**EXERCISE OBJECTIVE**
Extract every line that contains the string "this".

**DATASET EXTRACT**
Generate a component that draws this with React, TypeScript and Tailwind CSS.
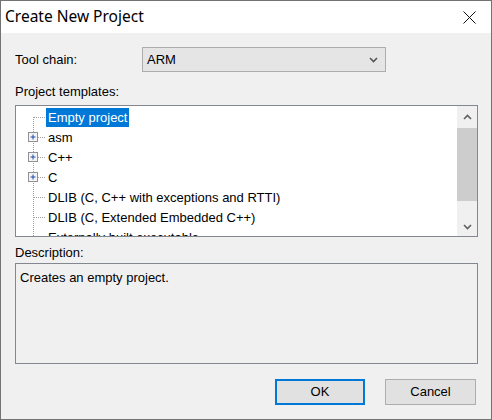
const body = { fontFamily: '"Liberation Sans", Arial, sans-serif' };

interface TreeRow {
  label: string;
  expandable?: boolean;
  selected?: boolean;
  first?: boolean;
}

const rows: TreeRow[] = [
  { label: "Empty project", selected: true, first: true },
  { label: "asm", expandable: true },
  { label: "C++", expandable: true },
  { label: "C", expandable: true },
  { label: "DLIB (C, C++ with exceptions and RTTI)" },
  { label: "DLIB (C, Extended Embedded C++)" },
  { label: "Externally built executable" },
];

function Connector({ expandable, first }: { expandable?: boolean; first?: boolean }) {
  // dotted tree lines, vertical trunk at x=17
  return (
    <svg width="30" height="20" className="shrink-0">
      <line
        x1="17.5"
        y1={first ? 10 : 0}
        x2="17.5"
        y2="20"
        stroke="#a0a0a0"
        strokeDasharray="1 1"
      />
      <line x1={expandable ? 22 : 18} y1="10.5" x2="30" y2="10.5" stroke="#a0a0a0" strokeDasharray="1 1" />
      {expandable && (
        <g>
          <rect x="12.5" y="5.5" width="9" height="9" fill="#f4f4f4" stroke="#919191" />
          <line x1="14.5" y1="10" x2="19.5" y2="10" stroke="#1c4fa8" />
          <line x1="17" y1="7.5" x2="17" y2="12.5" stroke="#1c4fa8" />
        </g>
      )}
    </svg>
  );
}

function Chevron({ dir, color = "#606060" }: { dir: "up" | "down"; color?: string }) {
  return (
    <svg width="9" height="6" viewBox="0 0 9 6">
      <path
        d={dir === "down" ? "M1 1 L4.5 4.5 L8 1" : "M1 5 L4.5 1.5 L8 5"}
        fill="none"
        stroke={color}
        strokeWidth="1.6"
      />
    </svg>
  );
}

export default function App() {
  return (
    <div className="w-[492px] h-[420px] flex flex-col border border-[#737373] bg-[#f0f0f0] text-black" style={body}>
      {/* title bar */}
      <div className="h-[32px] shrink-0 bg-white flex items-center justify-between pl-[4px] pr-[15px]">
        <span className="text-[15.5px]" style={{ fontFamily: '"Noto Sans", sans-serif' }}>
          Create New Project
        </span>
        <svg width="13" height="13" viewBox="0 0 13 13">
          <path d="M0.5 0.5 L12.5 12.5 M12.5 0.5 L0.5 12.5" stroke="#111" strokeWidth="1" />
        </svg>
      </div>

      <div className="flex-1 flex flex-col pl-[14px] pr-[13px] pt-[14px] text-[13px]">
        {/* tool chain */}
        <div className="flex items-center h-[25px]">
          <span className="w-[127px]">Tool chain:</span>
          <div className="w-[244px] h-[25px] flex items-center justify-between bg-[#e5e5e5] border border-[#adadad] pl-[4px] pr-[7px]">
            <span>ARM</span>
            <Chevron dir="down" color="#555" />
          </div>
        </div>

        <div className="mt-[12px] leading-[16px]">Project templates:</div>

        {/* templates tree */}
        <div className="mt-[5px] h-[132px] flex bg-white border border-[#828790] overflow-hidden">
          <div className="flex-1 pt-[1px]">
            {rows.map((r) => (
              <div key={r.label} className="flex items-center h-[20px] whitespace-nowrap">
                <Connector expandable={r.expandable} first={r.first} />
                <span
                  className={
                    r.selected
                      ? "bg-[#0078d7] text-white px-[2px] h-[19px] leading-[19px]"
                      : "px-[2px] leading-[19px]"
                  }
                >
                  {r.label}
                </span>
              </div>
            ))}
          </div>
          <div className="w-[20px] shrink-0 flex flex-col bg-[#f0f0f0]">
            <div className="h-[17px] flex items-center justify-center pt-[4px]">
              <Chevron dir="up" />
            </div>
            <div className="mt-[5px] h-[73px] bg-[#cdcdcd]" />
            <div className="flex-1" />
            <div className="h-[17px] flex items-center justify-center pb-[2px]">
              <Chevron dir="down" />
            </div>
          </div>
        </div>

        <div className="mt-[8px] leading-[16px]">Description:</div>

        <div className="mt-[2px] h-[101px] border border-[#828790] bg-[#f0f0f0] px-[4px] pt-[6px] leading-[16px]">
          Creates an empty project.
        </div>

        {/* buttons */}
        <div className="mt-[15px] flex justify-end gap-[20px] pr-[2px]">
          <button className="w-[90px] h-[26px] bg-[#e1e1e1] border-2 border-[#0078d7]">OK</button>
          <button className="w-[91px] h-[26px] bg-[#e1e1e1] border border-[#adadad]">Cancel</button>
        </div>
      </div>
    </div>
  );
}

* * *

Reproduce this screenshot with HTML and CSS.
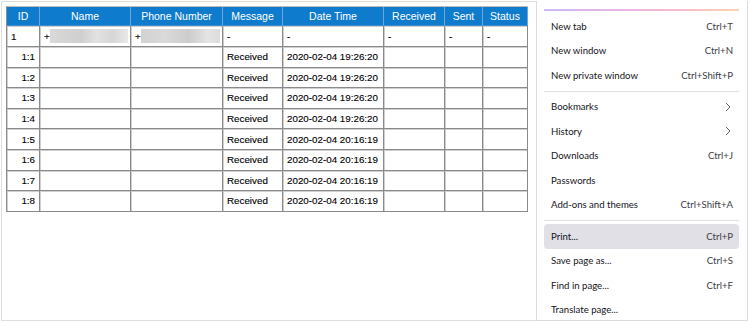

**ANSWER TO THE EXERCISE**
Generate a component that draws this with React, TypeScript and Tailwind CSS.
Reproduce this screenshot with HTML and CSS.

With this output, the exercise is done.